A little something for everyone, from my browser tabs to yours.
- Check out this beautiful slideshow of the Fox Theatre in downtown Columbia, South Carolina. Let's hear it for stimulus money (and many other sources) funding its restoration as the future home of the very vital Nickelodeon Theatre.
- Swinging through the Southeast, "Do you have a good eye for film? Do you love movies? Would you like to be involved in determining which films screen at the 2011 Atlanta Film Festival?" You have one more day to apply to be a screener for the 2011 ATLFF.
- Ricocheting to the great white north, Montreal-based Maisonneuve's "The Eh-List" details "Canuxploitation cinema: our homegrown industry of B-movies that run the gamut from camp to crap to pretty great. For every Sweet Hereafter, Red Violin and Atanarjuat, there are a hundred flicks like Screwball Academy, Cannibal Rollerbabes and Rock ‘N’ Roll Nightmare."
- Looking back into the past, FOC Nancy posted the following anecdote after Eddie Fisher died:
Eddie Fisher once appeared on a television program during which entertainers sought romantic, spiritual, and other miscellaneous guidance from a group of panelists (among them the noted wit George S. Kaufman). Fisher's complaint concerned a certain chorus girl who refused to go out with him on account of his age. "Mr. Fisher," Kaufman advised, "on Mount Wilson there is a telescope that can magnify the most distant stars up to twenty-four times the magnification of any previous telescope. This remarkable instrument was unsurpassed in the world of astronomy until the development and construction of the Mount Palomar telescope - an even more remarkable instrument of magnification. Owing to advances and improvements in optical technology, it is capable of magnifying the stars to four times the magnification and resolution of the Mount Wilson telescope." Here Kaufman paused, surveying the puzzled faces around him. "Mr. Fisher," he continued, "if you could somehow put the Mount Wilson telescope inside the Mount Palomar telescope, you still wouldn't be able to detect my interest in your problem."
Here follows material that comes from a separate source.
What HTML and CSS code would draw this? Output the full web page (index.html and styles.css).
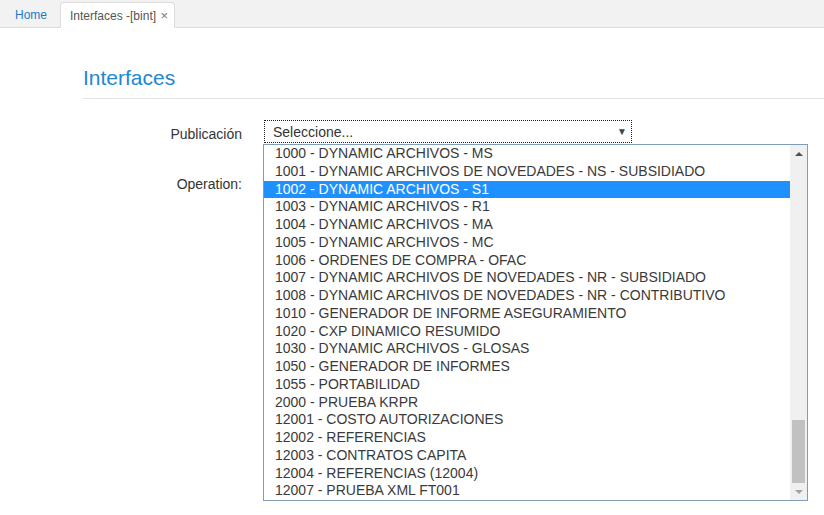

- From chorus girls to... computer programmers? I want to see this doc, Top Secret Rosies: The Female Computers of WWII. "Rosie made the weapons, but the female computers made them accurate. When the first electronic computer (ENIAC) was invented to aid the Army’s ballistic calculation efforts, six... women were tapped to become its first programmers."
- New York's Vulture talks rom-coms and watches You've Got Mail with the charming Mindy Kaling [who I still think of as that "Matt and Ben" actress because I am an Old who doesn't watch television]:
I was very intimidated by New York and I didn’t know it very well, and this movie really helped me, it made me fall in love with the city — it’s such a love letter to New York. I went to all the places in the film. And I decided that I love the Upper West Side. I remember watching it during Christmas and thinking, I wonder if I’ll ever have a really cute boyfriend like Tom Hanks, and sing carols around a piano? I love this line, where they say Parker Posey’s character makes coffee nervous. There are great jokes in here. Do you notice how they made everyone look so middle class and regular? And yet Ryan’s apartment is huge …
- That Henry Jenkins two-part interviews FOC Generoso Fierro, who, when he's not producing docs or spinning ska, has the very cool job of documenting the design process at MIT's GAMBIT games lab. One of this summer's prototypes, Elude, sounds especially fascinating, and I'm no gamer: "By tapping into the experiential aspects of the video game medium, Elude's metaphorical model for depression serves to bring awareness to the realities of depression by creating empathy with those who live with depression every day." Seriously, it's like demonlover and a plot point from an as-yet unwritten William Gibson novel had a baby!
- Finally, there's the fourth HiLobrow merit badge, Feral Tendencies! How one earns this little number reads like a lesson plan from Werner Herzog's Rogue Film School, so it should come as no surprise that under Requirements (complete 1 or more), one finds "4. Explain the significance of the dancing chicken in Werner Herzog’s Stroszek," while one option for Thought Experiments (complete 2 or more) is "8. Briefly explain the identities of Kaspar Hauser, Bruno S, and Timothy Treadwell. Were any of them feral? Explain."